Non vado per il sottile quando un derivato austeniano mi delude, soprattutto se si tratta di un’ottima occasione sprecata malamente.
Chi frequenta questa sala da tè sa che è già capitato, per di più con alcuni grandi successi come Pride and Prejudice and Zombies (Orgoglio e Pregiudizio e Zombie) o The Jane Austen Book Club (Il Club di Jane Austen) – il libro, non il film.
Nel primo caso, siamo ancora in attesa di un adattamento cinematografico: è stato annunciato più volte nel corso degli anni e ogni volta con un regista, uno sceneggiatore, degli attori diversi – tanto che ormai ho smesso di sperare che una versione per il grande schermo possa riscattare un’operazione editoriale molto discutibile.

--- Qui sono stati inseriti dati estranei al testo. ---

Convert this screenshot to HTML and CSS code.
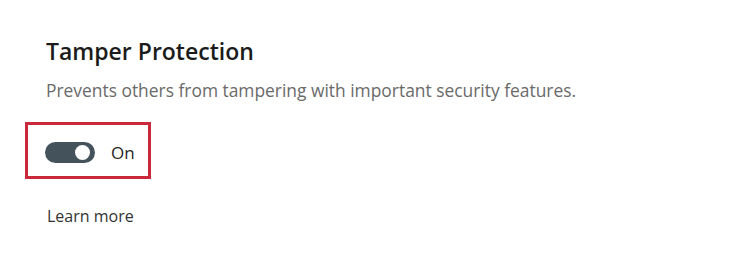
FILE: index.html
```html
<!DOCTYPE html>
<html lang="en">
<head>
<meta charset="utf-8">
<title>Tamper Protection</title>
<link rel="stylesheet" href="styles.css">
</head>
<body>
<main class="panel">
  <h1 class="title">Tamper Protection</h1>
  <p class="desc">Prevents others from tampering with important security features.</p>
  <div class="highlight">
    <div class="toggle-row">
      <span class="toggle"><span class="knob"></span></span>
      <span class="state">On</span>
    </div>
  </div>
  <a class="learn" href="#">Learn more</a>
</main>
</body>
</html>
```
FILE: styles.css
```css
html, body {
  margin: 0;
  padding: 0;
  background: #ffffff;
}
body {
  width: 750px;
  height: 274px;
  overflow: hidden;
  font-family: "Open Sans", "Noto Sans", sans-serif;
}
.panel {
  display: flex;
  flex-direction: column;
  align-items: flex-start;
  padding: 36px 0 0 46px;
}
.title {
  margin: 0;
  font-size: 23px;
  line-height: 30px;
  font-weight: 600;
  color: #1b1b1b;
}
.desc {
  margin: 13px 0 0 0;
  font-size: 17.4px;
  line-height: 22px;
  color: #6a6a6a;
}
.highlight {
  margin: 21px 0 0 -21px;
  width: 103px;
  height: 51px;
  border: 3.5px solid #c9293b;
  display: flex;
  align-items: center;
  padding-left: 17px;
  box-sizing: content-box;
}
.toggle-row {
  display: flex;
  align-items: center;
  gap: 16px;
  margin-top: 4px;
}
.toggle {
  width: 50px;
  height: 21px;
  border-radius: 11px;
  background: #44525c;
  display: flex;
  align-items: center;
  justify-content: flex-end;
  padding-right: 5px;
  box-sizing: border-box;
}
.knob {
  width: 15px;
  height: 15px;
  border-radius: 50%;
  background: #ffffff;
}
.state {
  font-size: 17px;
  line-height: 22px;
  color: #1f1f1f;
}
.learn {
  margin: 26px 0 0 1px;
  font-size: 16px;
  line-height: 22px;
  color: #333333;
  text-decoration: none;
}
```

Nel secondo caso, il film tratto dal romanzo nel 2007 ha effettivamente migliorato un libro con pochi pregi e molti difetti, nonostante le ottime intenzioni dichiarate dal titolo e alcuni sprazzi di originalità sparsi qua e là nelle pagine.
Con Austenland, il romanzo di Shannon Hale del 2007, mi sono sentita di nuovo in questa situazione imbarazzante.. di quelle che solo un’intera teiera fumante può aiutare ad affrontare.
L’occasione per parlare oggi di questo libro è l’uscita italiana del film che ne è stato tratto, che qui da noi ha un titolo diverso dall’originale, Alla ricerca di Jane.
(Detto tra noi, fatico a capire perché il titolo originale del film, identico a quello del libro, Austenland, perfettamente evocativo e, di conseguenza, parlante a tutti e non solo ai Janeite, sia stato mutato in un ben più scialbo, anonimo Alla ricerca di Jane. Misteri del marketing cinematografico italiano.)